Brandin J. Alvarez (Ting)
Preferred pronouns:
No preferred pronoun
Self-identification: Pansexual, gender neutral (Bayoguin)
I would firstly like to thank the amazing photographer that took these very vulnerable photos of me. I had never thought about it up until this point - the ideas I had surrounding self-image, and the opinions I had about myself. I wouldn’t say I blocked out bad memories so much as I normalized events in my life that I now know were toxic. Growing up I was very thin. And as I grew up and made my way into adulthood that body followed me. I have always had a hard time gaining weight and through the actions of others I was often reminded of this. As I got older it became easier to do so but I guess my perception of self has always been complicated. I was never really, happy with my body. I was either to skinny or to heavy. I’m now almost 30 and while I could bore you with my life story as to how I got to this point I won’t. I’ll leave you with this instead. It has taken me the span of almost 17 years to figure out how to appreciate who I am and where I stand in life.
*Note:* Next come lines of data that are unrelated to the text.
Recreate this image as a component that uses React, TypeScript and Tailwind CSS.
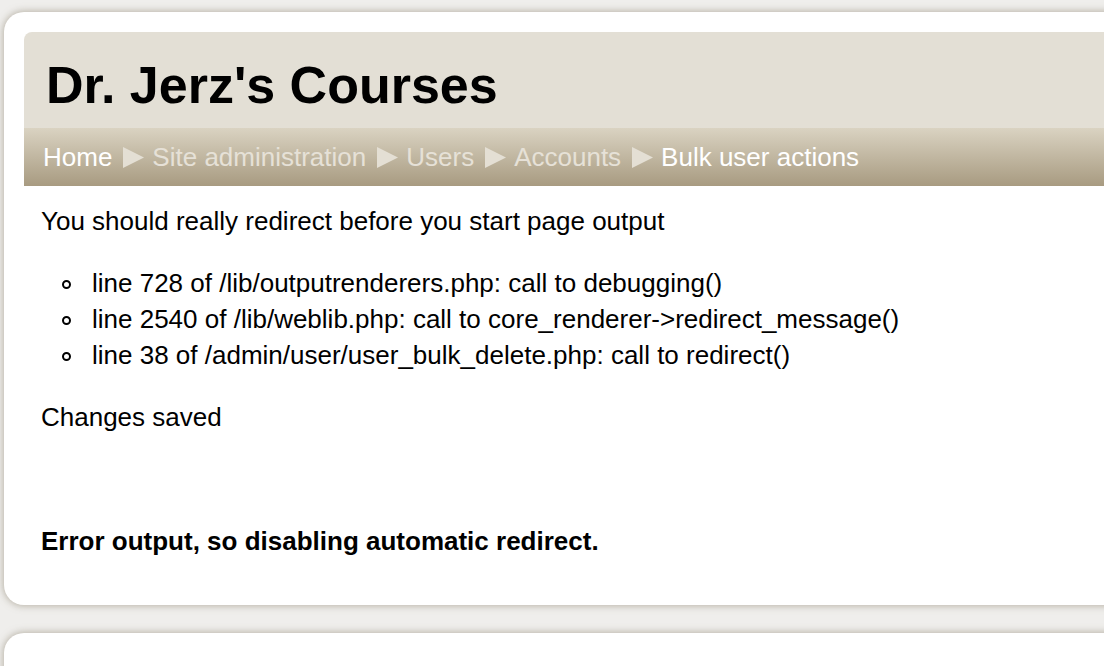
const crumbs = [
  { label: "Home", current: true },
  { label: "Site administration", current: false },
  { label: "Users", current: false },
  { label: "Accounts", current: false },
  { label: "Bulk user actions", current: true },
];

const trace = [
  "line 728 of /lib/outputrenderers.php: call to debugging()",
  "line 2540 of /lib/weblib.php: call to core_renderer->redirect_message()",
  "line 38 of /admin/user/user_bulk_delete.php: call to redirect()",
];

function Arrow() {
  return (
    <svg width="21" height="21" viewBox="0 0 20 20" className="ml-[11px] mr-[8px] shrink-0" aria-hidden="true">
      <polygon points="0,0 20,10 0,20" fill="#e4dfd4" />
    </svg>
  );
}

export default function App() {
  return (
    <div className="min-h-screen overflow-hidden bg-[#efeeec] pt-[12px] pl-[4px] font-['Liberation_Sans',Arial,sans-serif] text-black">
      {/* Main page box */}
      <div className="w-[1140px] rounded-[20px] bg-white p-[20px] pb-[46px] shadow-[0_0_7px_1px_rgba(140,132,112,0.55)]">
        {/* Header */}
        <div className="rounded-tl-[8px] bg-[#e3dfd5] h-[96px] pl-[22px] pt-[27px]">
          <h1 className="text-[52px] font-bold leading-none">Dr. Jerz's Courses</h1>
        </div>

        {/* Breadcrumb */}
        <div className="flex h-[58px] items-center bg-gradient-to-b from-[#dad3c2] to-[#a89b81] pl-[19px] text-[26px] leading-none">
          {crumbs.map((c, i) => (
            <div key={c.label} className="flex items-center">
              {i > 0 && <Arrow />}
              <span className={c.current ? "text-white" : "text-[#e6e1d7]"}>{c.label}</span>
            </div>
          ))}
        </div>

        {/* Content */}
        <div className="px-[17px] text-[26px] leading-[36px]">
          <p className="mt-[17px]">You should really redirect before you start page output</p>
          <ul className="mt-[26px]">
            {trace.map((t) => (
              <li key={t} className="flex items-center">
                <span className="ml-[21px] mr-[21px] mt-[2px] h-[9px] w-[9px] shrink-0 rounded-full border-2 border-black" />
                <span>{t}</span>
              </li>
            ))}
          </ul>
          <p className="mt-[26px]">Changes saved</p>
          <p className="mt-[88px] font-bold">Error output, so disabling automatic redirect.</p>
        </div>
      </div>

      {/* Next box */}
      <div className="mt-[28px] h-[200px] w-[1140px] rounded-[20px] bg-white shadow-[0_0_7px_1px_rgba(140,132,112,0.55)]" />
    </div>
  );
}
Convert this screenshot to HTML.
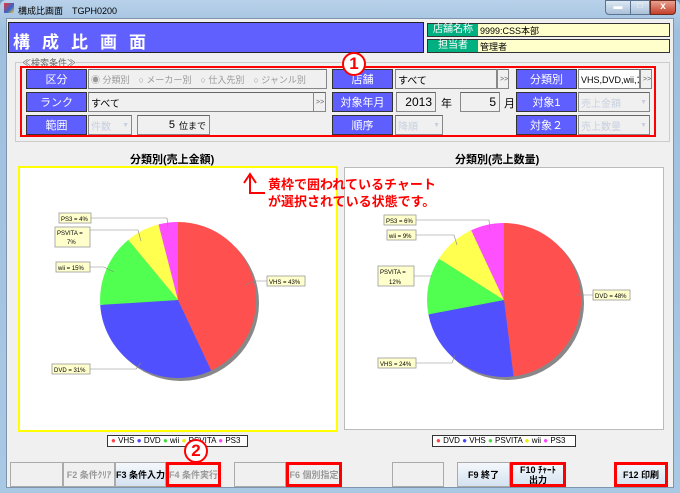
<!DOCTYPE html>
<html><head><meta charset="utf-8"><style>
*{box-sizing:border-box;margin:0;padding:0}
body{width:680px;height:493px;overflow:hidden;font-family:"Liberation Sans","Noto Sans CJK JP",sans-serif;background:#6f9cc0;position:relative}
.a{position:absolute}
.frame{left:0;top:0;width:680px;height:493px;background:linear-gradient(#b9d1ea,#9ec0de 30px,#a9c8e4);border-radius:6px 6px 0 0}
.client{left:6px;top:18px;width:668px;height:470px;background:#f0f0f0;border:1px solid #7e95ab}
.lbl{position:absolute;background:#5f5fff;color:#fff;font-size:11px;text-align:center;border:1px solid #333;display:flex;align-items:center;justify-content:center}
.fld{position:absolute;background:#f0f0f0;border:1px solid #888;border-top-color:#666;font-size:10px;display:flex;align-items:center;padding-left:2px}
.dis{color:#c8d0e0}
.btn{position:absolute;top:462px;height:25px;background:#f0f0f0;border:1px solid #aaa;font-size:9px;font-weight:bold;display:flex;align-items:center;justify-content:center;text-align:center;line-height:10px}
.red{outline:3px solid #f00;outline-offset:-3px}
.lb{font-size:6px;fill:#000}
</style></head><body>
<div class="a frame"></div>
<div class="a" style="left:4px;top:3px;width:10px;height:10px;background:linear-gradient(135deg,#e33,#36c 60%,#fc3)"></div>
<div class="a" style="left:18px;top:4px;font-size:9px;color:#000">構成比画面　TGPH0200</div>
<div class="a" style="left:605px;top:0;width:26px;height:15px;background:linear-gradient(#dde8f3,#aac0d8);border:1px solid #5a7390;border-radius:0 0 0 4px;font-size:9px;text-align:center;color:#fff">▬</div>
<div class="a" style="left:630px;top:0;width:20px;height:15px;background:linear-gradient(#dde8f3,#aac0d8);border:1px solid #5a7390;font-size:8px;text-align:center;color:#fff">□</div>
<div class="a" style="left:650px;top:0;width:26px;height:15px;background:linear-gradient(#e8a090,#c4402a);border:1px solid #6a2a20;border-radius:0 0 4px 0;font-size:10px;font-weight:bold;text-align:center;color:#fff">x</div>
<div class="a client"></div>

<div class="a" style="left:8px;top:22px;width:416px;height:31px;background:#6060ff;border:1px solid #222;color:#fff;font-size:17px;font-weight:bold;letter-spacing:12px;padding:5px 0 0 4px">構成比画面</div>
<div class="a" style="left:427px;top:23px;width:243px;height:14px;background:#ffffcc;border:1px solid #333"></div>
<div class="a" style="left:428px;top:24px;width:50px;height:12px;background:#00b080;color:#fff;font-size:10px;text-align:center;line-height:12px">店舗名称</div>
<div class="a" style="left:480px;top:24px;font-size:9px">9999:CSS本部</div>
<div class="a" style="left:427px;top:39px;width:243px;height:14px;background:#ffffcc;border:1px solid #333"></div>
<div class="a" style="left:428px;top:40px;width:50px;height:12px;background:#00b080;color:#fff;font-size:10px;text-align:center;line-height:12px">担当者</div>
<div class="a" style="left:480px;top:40px;font-size:9px">管理者</div>

<div class="a" style="left:15px;top:62px;width:655px;height:80px;border:1px solid #ccc"></div>
<div class="a" style="left:22px;top:56px;font-size:9px;color:#666;background:#f0f0f0">≪検索条件≫</div>
<div class="a" style="left:20px;top:66px;width:636px;height:71px;border:2px solid #f00"></div>

<div class="lbl" style="left:26px;top:69px;width:61px;height:20px">区分</div>
<div class="fld" style="left:88px;top:69px;width:239px;height:20px;color:#999;font-size:9px">◉ 分類別　○ メーカー別　○ 仕入先別　○ ジャンル別</div>
<div class="lbl" style="left:332px;top:69px;width:61px;height:20px">店舗</div>
<div class="fld" style="left:395px;top:69px;width:102px;height:20px">すべて</div>
<div class="fld" style="left:497px;top:69px;width:12px;height:20px;font-size:7px;color:#666">&gt;&gt;</div>
<div class="lbl" style="left:516px;top:69px;width:61px;height:20px">分類別</div>
<div class="fld" style="left:578px;top:69px;width:62px;height:20px;background:#fff;font-size:9px;overflow:hidden;white-space:nowrap">VHS,DVD,wii,ﾌﾟ</div>
<div class="fld" style="left:640px;top:69px;width:12px;height:20px;font-size:7px;color:#666">&gt;&gt;</div>

<div class="lbl" style="left:26px;top:92px;width:61px;height:20px">ランク</div>
<div class="fld" style="left:88px;top:92px;width:238px;height:20px">すべて</div>
<div class="fld" style="left:313px;top:92px;width:13px;height:20px;font-size:7px;color:#666">&gt;&gt;</div>
<div class="lbl" style="left:332px;top:92px;width:61px;height:20px">対象年月</div>
<div class="fld" style="left:396px;top:92px;width:40px;height:20px;justify-content:flex-end;padding-right:3px;font-size:12px">2013</div>
<div class="a" style="left:441px;top:95px;font-size:11px">年</div>
<div class="fld" style="left:460px;top:92px;width:40px;height:20px;justify-content:flex-end;padding-right:3px;font-size:12px">5</div>
<div class="a" style="left:504px;top:95px;font-size:11px">月</div>
<div class="lbl" style="left:516px;top:92px;width:61px;height:20px">対象1</div>
<div class="fld dis" style="left:578px;top:92px;width:72px;height:20px">売上金額 <span style="margin-left:auto;margin-right:2px;font-size:7px">▼</span></div>

<div class="lbl" style="left:26px;top:115px;width:61px;height:20px">範囲</div>
<div class="fld dis" style="left:88px;top:115px;width:44px;height:20px">件数 <span style="margin-left:auto;margin-right:2px;font-size:7px">▼</span></div>
<div class="fld" style="left:137px;top:115px;width:73px;height:20px;font-size:11px;justify-content:flex-end;padding-right:3px">5 <span style="font-size:9px;margin-left:4px">位まで</span></div>
<div class="lbl" style="left:332px;top:115px;width:61px;height:20px">順序</div>
<div class="fld dis" style="left:395px;top:115px;width:48px;height:20px">降順 <span style="margin-left:auto;margin-right:2px;font-size:7px">▼</span></div>
<div class="lbl" style="left:516px;top:115px;width:61px;height:20px">対象２</div>
<div class="fld dis" style="left:578px;top:115px;width:72px;height:20px">売上数量 <span style="margin-left:auto;margin-right:2px;font-size:7px">▼</span></div>

<div class="a" style="left:342px;top:52px;width:24px;height:24px;border-radius:50%;background:#fff;border:2px solid #f00;color:#f00;font-size:17px;font-weight:bold;text-align:center;line-height:20px">1</div>

<div class="a" style="left:130px;top:151px;font-size:11px;font-weight:bold">分類別(売上金額)</div>
<div class="a" style="left:455px;top:151px;font-size:11px;font-weight:bold">分類別(売上数量)</div>
<div class="a" style="left:18px;top:166px;width:320px;height:266px;background:#fff;border:2px solid #ff0"></div>
<div class="a" style="left:344px;top:167px;width:320px;height:263px;background:#fff;border:1px solid #bbb"></div>

<svg class="a" style="left:0;top:0" width="680" height="493">
<circle cx="181" cy="303" r="78" fill="#888"/>
<path d="M178 300L178 222A78 78 0 0 1 211.2 370.6Z" fill="#ff5050"/>
<path d="M178 300L211.2 370.6A78 78 0 0 1 100.2 304.9Z" fill="#5050ff"/>
<path d="M178 300L100.2 304.9A78 78 0 0 1 128.3 239.9Z" fill="#50ff50"/>
<path d="M178 300L128.3 239.9A78 78 0 0 1 158.6 224.4Z" fill="#ffff50"/>
<path d="M178 300L158.6 224.4A78 78 0 0 1 178 222Z" fill="#ff50ff"/>
<circle cx="507" cy="303" r="77" fill="#888"/>
<path d="M504 300L504 223A77 77 0 0 1 513.6 376.4Z" fill="#ff5050"/>
<path d="M504 300L513.6 376.4A77 77 0 0 1 428.4 314.4Z" fill="#5050ff"/>
<path d="M504 300L428.4 314.4A77 77 0 0 1 439 258.7Z" fill="#50ff50"/>
<path d="M504 300L439 258.7A77 77 0 0 1 471.2 230.3Z" fill="#ffff50"/>
<path d="M504 300L471.2 230.3A77 77 0 0 1 504 223Z" fill="#ff50ff"/>
<g stroke="#888" stroke-width="0.6" fill="none">
<path d="M91 218H167L168 228"/><path d="M90 230H138L141 241"/><path d="M90 267H104L114 272"/><path d="M267 281H255L245 285"/><path d="M90 369H136L141 363"/>
<path d="M416 220H489L490 230"/><path d="M416 235H454L457 245"/><path d="M414 276H432"/><path d="M593 295H575"/><path d="M416 363H452L455 355"/>
</g>
<g fill="#ffffcc" stroke="#999" stroke-width="0.8">
<rect x="59" y="213" width="32" height="10"/><rect x="55" y="227" width="35" height="20"/><rect x="56" y="262" width="34" height="10"/><rect x="267" y="276" width="38" height="10"/><rect x="52" y="364" width="38" height="10"/>
<rect x="384" y="215" width="32" height="10"/><rect x="387" y="230" width="29" height="10"/><rect x="378" y="266" width="36" height="20"/><rect x="593" y="290" width="37" height="10"/><rect x="378" y="358" width="38" height="10"/>
</g>
<g class="lb" font-family="Liberation Sans,sans-serif" font-size="6">
<text x="61" y="221">PS3 = 4%</text><text x="57" y="235">PSVITA =</text><text x="67" y="244">7%</text><text x="58" y="270">wii = 15%</text><text x="269" y="284">VHS = 43%</text><text x="54" y="372">DVD = 31%</text>
<text x="386" y="223">PS3 = 6%</text><text x="389" y="238">wii = 9%</text><text x="380" y="274">PSVITA =</text><text x="389" y="284">12%</text><text x="595" y="298">DVD = 48%</text><text x="380" y="366">VHS = 24%</text>
</g>
<path d="M250 193V175M244 183L250 174L256 183" stroke="#f00" stroke-width="2" fill="none"/>
<path d="M249 193H265" stroke="#f00" stroke-width="2"/>
</svg>
<div class="a" style="left:268px;top:176px;font-size:13px;font-weight:bold;color:#f00;line-height:17px">黄枠で囲われているチャート<br>が選択されている状態です。</div>

<div class="a" style="left:107px;top:435px;width:141px;height:12px;background:#fff;border:1px solid #333;font-size:8px;line-height:10px;padding-left:3px;white-space:nowrap"><span style="color:#f44">●</span> VHS <span style="color:#44f">●</span> DVD <span style="color:#4d4">●</span> wii <span style="color:#ee0">●</span> PSVITA <span style="color:#f4f">●</span> PS3</div>
<div class="a" style="left:432px;top:435px;width:144px;height:12px;background:#fff;border:1px solid #333;font-size:8px;line-height:10px;padding-left:3px;white-space:nowrap"><span style="color:#f44">●</span> DVD <span style="color:#44f">●</span> VHS <span style="color:#4d4">●</span> PSVITA <span style="color:#ee0">●</span> wii <span style="color:#f4f">●</span> PS3</div>

<div class="btn" style="left:10px;width:53px"></div>
<div class="btn" style="left:63px;width:52px;color:#999">F2 条件ｸﾘｱ</div>
<div class="btn" style="left:115px;width:51px;background:linear-gradient(#f4f8fc,#d4e2f0)">F3 条件入力</div>
<div class="btn red" style="left:166px;width:55px;color:#999">F4 条件実行</div>
<div class="btn" style="left:234px;width:52px"></div>
<div class="btn red" style="left:286px;width:56px;color:#999">F6 個別指定</div>
<div class="btn" style="left:392px;width:52px"></div>
<div class="btn" style="left:457px;width:53px;background:linear-gradient(#f4f8fc,#d4e2f0)">F9 終了</div>
<div class="btn red" style="left:510px;width:56px;background:linear-gradient(#f4f8fc,#d4e2f0)">F10 ﾁｬｰﾄ<br>出力</div>
<div class="btn red" style="left:614px;width:54px;background:linear-gradient(#f4f8fc,#d4e2f0)">F12 印刷</div>
<div class="a" style="left:184px;top:439px;width:24px;height:24px;border-radius:50%;background:#fff;border:2px solid #f00;color:#f00;font-size:17px;font-weight:bold;text-align:center;line-height:20px">2</div>
</body></html>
My experiences in life may not mirror that of another, but what I can tell you is that learning to appreciate yourself, how you identify as a person, and how to create more positive behaviors, starts with having support that is healthy and positive. We cannot learn without example so for someone to tell us to “love ourselves” and “appreciate our lives” are merely empty phrases that become toxic unless those same people can show us what that means. With that said we are not merely students – we are humans just like anyone else. In loving us unconditionally we can learn to do the same. I have LEARNED how to appreciate this body, this mind, and this soul, over the course of years and I’m still learning what it means to be comfortable with me, my body, and who I am as a person. Growth doesn’t stop for me. It will continue to be fostered within me and others. The idea that WE ALL are these amazing sentient beings.